[Pages as source code]
▼

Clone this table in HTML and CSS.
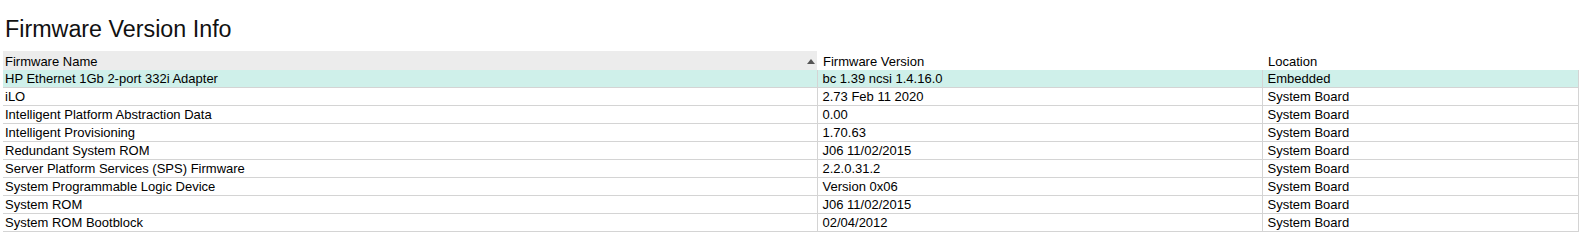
FILE: index.html
```html
<!DOCTYPE html>
<html>
<head>
<meta charset="utf-8">
<link rel="stylesheet" href="styles.css">
</head>
<body>
<h1 class="title">Firmware Version Info</h1>
<table class="fw">
  <colgroup>
    <col class="c1"><col class="c2"><col class="c3">
  </colgroup>
  <thead>
    <tr>
      <th class="sorted"><span>Firmware Name</span><span class="arrow"></span></th>
      <th>Firmware Version</th>
      <th>Location</th>
    </tr>
  </thead>
  <tbody>
    <tr class="sel"><td>HP Ethernet 1Gb 2-port 332i Adapter</td><td>bc 1.39 ncsi 1.4.16.0</td><td>Embedded</td></tr>
    <tr><td>iLO</td><td>2.73 Feb 11 2020</td><td>System Board</td></tr>
    <tr><td>Intelligent Platform Abstraction Data</td><td>0.00</td><td>System Board</td></tr>
    <tr><td>Intelligent Provisioning</td><td>1.70.63</td><td>System Board</td></tr>
    <tr><td>Redundant System ROM</td><td>J06 11/02/2015</td><td>System Board</td></tr>
    <tr><td>Server Platform Services (SPS) Firmware</td><td>2.2.0.31.2</td><td>System Board</td></tr>
    <tr><td>System Programmable Logic Device</td><td>Version 0x06</td><td>System Board</td></tr>
    <tr><td>System ROM</td><td>J06 11/02/2015</td><td>System Board</td></tr>
    <tr><td>System ROM Bootblock</td><td>02/04/2012</td><td>System Board</td></tr>
  </tbody>
</table>
</body>
</html>
```
FILE: styles.css
```css
html, body {
  margin: 0;
  padding: 0;
  background: #ffffff;
}
body {
  font-family: "Liberation Sans", Arial, sans-serif;
  color: #000000;
  padding: 0 6px 0 3px;
}
.title {
  font-size: 23.3px;
  font-weight: normal;
  margin: 0;
  padding: 16px 0 0 2px;
  line-height: 27px;
  height: 35px;
  color: #111111;
}
.fw {
  border-collapse: collapse;
  table-layout: fixed;
  width: 1575px;
  font-size: 13px;
}
.c1 { width: 814px; }
.c2 { width: 445px; }
.c3 { width: 316px; }
.fw th {
  font-weight: normal;
  text-align: left;
  height: 18px;
  padding: 1px 0 0 2px;
  vertical-align: middle;
  line-height: 17px;
  white-space: nowrap;
}
.fw th + th { padding-left: 6px; }
.fw th.sorted {
  background: #ececec;
  position: relative;
}
.arrow {
  position: absolute;
  right: 2px;
  top: 8px;
  width: 0;
  height: 0;
  border-left: 4px solid transparent;
  border-right: 4px solid transparent;
  border-bottom: 5px solid #555555;
}
.fw td {
  height: 16px;
  padding: 1px 0 0 2px;
  line-height: 16px;
  border-bottom: 1px solid #d4d4d4;
  white-space: nowrap;
  overflow: hidden;
}
.fw td + td {
  border-left: 1px solid #d4d4d4;
  padding-left: 5px;
}
.fw td:last-child { border-right: 1px solid #d4d4d4; }
.fw tr.sel td { background: #cff0ea; }
```
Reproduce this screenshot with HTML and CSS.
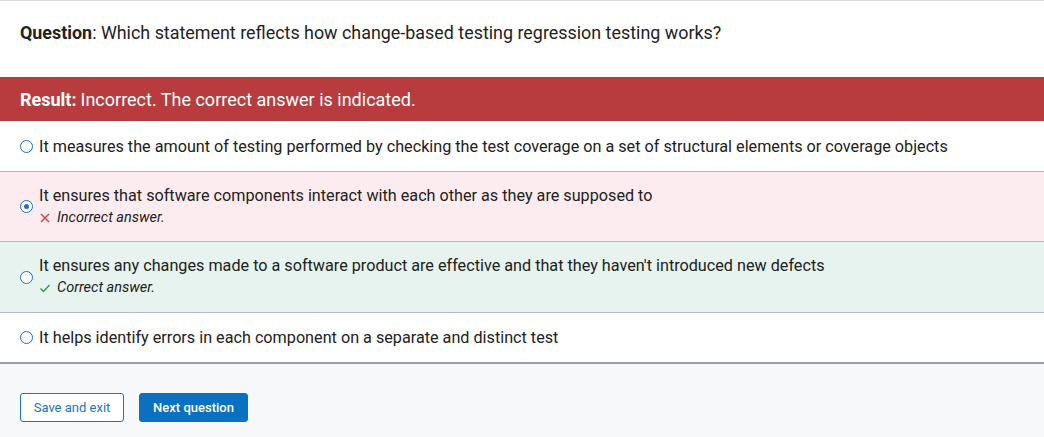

▲

— GIVEN REQUEST —
Scan the material above for the string "this" and report each line where you find it.

— THE RESPONSE —
Clone this table in HTML and CSS.
Reproduce this screenshot with HTML and CSS.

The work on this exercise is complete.